Only the lines from the start of the data through the line containing "const bodyDividers = [0, 1, 2, 5, 7];" should be written out, exactly as they are, with both ends included and the pictures left out.

#### Information supplied ####

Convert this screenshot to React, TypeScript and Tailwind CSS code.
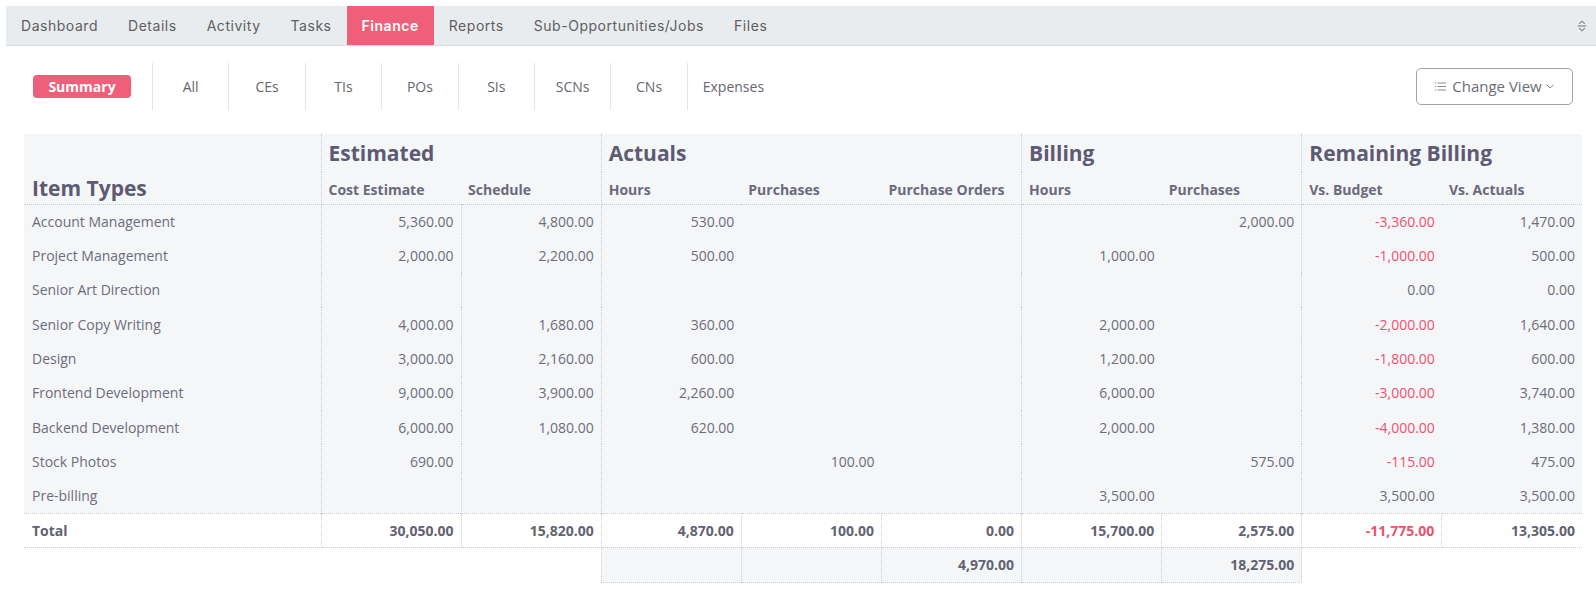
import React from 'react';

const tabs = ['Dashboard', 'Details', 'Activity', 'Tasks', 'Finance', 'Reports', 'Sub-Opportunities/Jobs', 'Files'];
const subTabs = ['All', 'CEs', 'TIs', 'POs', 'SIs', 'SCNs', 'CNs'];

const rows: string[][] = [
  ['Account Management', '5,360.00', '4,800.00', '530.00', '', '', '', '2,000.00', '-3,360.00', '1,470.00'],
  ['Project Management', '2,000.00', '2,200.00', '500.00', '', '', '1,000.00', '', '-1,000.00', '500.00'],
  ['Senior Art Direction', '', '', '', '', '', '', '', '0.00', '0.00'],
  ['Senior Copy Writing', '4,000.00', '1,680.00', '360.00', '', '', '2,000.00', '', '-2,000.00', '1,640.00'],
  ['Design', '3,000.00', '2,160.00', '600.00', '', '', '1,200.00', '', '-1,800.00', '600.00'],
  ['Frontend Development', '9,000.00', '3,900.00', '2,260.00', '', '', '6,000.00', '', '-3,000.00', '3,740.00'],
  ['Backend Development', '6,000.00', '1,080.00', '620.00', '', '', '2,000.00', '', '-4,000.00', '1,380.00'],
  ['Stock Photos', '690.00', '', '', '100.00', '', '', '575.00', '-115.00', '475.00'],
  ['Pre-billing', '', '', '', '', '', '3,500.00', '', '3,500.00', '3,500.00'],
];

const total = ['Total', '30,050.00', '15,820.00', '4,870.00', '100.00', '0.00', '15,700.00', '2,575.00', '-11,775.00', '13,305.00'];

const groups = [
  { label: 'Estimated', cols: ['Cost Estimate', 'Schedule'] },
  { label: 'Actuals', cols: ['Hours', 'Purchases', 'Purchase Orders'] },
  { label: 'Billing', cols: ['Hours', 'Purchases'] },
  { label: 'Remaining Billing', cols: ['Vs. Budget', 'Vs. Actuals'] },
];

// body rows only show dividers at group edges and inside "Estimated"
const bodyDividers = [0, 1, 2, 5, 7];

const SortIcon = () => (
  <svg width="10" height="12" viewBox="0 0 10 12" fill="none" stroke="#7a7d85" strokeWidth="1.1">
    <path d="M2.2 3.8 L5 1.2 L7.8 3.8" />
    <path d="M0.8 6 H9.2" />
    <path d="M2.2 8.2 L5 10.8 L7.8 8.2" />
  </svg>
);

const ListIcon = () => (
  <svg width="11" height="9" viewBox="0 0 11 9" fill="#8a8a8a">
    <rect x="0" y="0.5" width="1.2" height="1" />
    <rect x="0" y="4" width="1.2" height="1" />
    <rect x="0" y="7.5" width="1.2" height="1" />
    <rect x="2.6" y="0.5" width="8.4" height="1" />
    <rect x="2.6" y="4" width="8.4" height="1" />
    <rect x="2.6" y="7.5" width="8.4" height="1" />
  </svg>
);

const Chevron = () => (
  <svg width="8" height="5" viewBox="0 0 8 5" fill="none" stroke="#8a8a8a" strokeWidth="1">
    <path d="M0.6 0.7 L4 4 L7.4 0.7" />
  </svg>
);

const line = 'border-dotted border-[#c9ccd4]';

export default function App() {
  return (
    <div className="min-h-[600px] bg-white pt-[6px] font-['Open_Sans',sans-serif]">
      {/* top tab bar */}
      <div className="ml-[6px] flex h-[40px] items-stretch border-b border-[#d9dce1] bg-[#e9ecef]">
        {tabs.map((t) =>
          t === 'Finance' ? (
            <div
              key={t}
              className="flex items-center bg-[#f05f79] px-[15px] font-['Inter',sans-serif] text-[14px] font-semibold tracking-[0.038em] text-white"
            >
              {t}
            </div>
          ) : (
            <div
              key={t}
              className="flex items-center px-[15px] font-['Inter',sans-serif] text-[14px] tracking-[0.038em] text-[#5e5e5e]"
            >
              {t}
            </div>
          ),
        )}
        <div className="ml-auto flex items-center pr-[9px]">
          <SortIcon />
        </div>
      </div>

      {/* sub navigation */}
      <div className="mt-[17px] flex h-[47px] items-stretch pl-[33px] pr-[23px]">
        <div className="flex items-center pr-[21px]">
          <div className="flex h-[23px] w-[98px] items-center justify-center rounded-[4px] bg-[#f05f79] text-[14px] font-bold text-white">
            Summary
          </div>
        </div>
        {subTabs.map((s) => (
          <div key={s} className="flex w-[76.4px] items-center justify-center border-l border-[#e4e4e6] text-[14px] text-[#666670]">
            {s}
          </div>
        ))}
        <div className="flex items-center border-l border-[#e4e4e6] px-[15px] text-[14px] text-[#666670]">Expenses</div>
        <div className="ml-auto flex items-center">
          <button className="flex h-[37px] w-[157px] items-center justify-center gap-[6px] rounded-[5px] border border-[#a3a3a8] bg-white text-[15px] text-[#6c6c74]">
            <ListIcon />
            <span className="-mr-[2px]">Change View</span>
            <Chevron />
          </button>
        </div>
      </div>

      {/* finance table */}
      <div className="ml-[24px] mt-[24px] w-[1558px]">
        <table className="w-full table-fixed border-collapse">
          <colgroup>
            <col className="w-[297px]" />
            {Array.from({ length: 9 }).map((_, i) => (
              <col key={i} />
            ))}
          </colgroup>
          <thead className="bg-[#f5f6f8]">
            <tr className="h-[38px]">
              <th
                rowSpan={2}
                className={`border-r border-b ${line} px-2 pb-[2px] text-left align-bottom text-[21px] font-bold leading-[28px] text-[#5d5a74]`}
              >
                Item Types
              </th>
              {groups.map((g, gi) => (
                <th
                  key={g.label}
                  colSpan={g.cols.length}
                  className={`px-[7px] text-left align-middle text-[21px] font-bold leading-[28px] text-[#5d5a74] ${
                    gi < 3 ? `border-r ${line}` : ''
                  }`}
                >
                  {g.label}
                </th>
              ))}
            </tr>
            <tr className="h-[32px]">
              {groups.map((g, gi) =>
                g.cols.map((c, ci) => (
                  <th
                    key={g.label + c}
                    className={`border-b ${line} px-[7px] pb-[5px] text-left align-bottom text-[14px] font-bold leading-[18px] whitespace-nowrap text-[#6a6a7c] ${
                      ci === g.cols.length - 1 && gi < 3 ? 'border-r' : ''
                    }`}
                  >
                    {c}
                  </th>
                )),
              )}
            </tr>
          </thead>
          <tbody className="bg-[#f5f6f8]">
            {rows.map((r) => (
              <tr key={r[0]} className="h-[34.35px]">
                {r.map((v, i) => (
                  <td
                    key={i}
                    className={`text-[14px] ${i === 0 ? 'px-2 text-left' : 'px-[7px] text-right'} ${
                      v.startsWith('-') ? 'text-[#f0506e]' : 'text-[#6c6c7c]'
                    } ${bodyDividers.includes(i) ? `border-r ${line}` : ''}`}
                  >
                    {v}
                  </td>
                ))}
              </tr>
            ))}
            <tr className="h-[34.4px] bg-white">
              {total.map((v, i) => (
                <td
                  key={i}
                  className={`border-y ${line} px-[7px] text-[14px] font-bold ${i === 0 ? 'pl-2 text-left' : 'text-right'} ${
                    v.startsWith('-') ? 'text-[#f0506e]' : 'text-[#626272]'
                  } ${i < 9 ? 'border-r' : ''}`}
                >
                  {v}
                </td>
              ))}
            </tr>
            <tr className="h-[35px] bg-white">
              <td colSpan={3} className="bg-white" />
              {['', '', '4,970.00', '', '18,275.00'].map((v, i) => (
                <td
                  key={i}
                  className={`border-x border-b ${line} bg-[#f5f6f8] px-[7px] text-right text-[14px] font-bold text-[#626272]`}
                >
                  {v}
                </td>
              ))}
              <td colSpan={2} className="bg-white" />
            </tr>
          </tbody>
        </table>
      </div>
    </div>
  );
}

####

§ Result of the exercise
Convert this screenshot to React, TypeScript and Tailwind CSS code.
import React from 'react';

const tabs = ['Dashboard', 'Details', 'Activity', 'Tasks', 'Finance', 'Reports', 'Sub-Opportunities/Jobs', 'Files'];
const subTabs = ['All', 'CEs', 'TIs', 'POs', 'SIs', 'SCNs', 'CNs'];

const rows: string[][] = [
  ['Account Management', '5,360.00', '4,800.00', '530.00', '', '', '', '2,000.00', '-3,360.00', '1,470.00'],
  ['Project Management', '2,000.00', '2,200.00', '500.00', '', '', '1,000.00', '', '-1,000.00', '500.00'],
  ['Senior Art Direction', '', '', '', '', '', '', '', '0.00', '0.00'],
  ['Senior Copy Writing', '4,000.00', '1,680.00', '360.00', '', '', '2,000.00', '', '-2,000.00', '1,640.00'],
  ['Design', '3,000.00', '2,160.00', '600.00', '', '', '1,200.00', '', '-1,800.00', '600.00'],
  ['Frontend Development', '9,000.00', '3,900.00', '2,260.00', '', '', '6,000.00', '', '-3,000.00', '3,740.00'],
  ['Backend Development', '6,000.00', '1,080.00', '620.00', '', '', '2,000.00', '', '-4,000.00', '1,380.00'],
  ['Stock Photos', '690.00', '', '', '100.00', '', '', '575.00', '-115.00', '475.00'],
  ['Pre-billing', '', '', '', '', '', '3,500.00', '', '3,500.00', '3,500.00'],
];

const total = ['Total', '30,050.00', '15,820.00', '4,870.00', '100.00', '0.00', '15,700.00', '2,575.00', '-11,775.00', '13,305.00'];

const groups = [
  { label: 'Estimated', cols: ['Cost Estimate', 'Schedule'] },
  { label: 'Actuals', cols: ['Hours', 'Purchases', 'Purchase Orders'] },
  { label: 'Billing', cols: ['Hours', 'Purchases'] },
  { label: 'Remaining Billing', cols: ['Vs. Budget', 'Vs. Actuals'] },
];

// body rows only show dividers at group edges and inside "Estimated"
const bodyDividers = [0, 1, 2, 5, 7];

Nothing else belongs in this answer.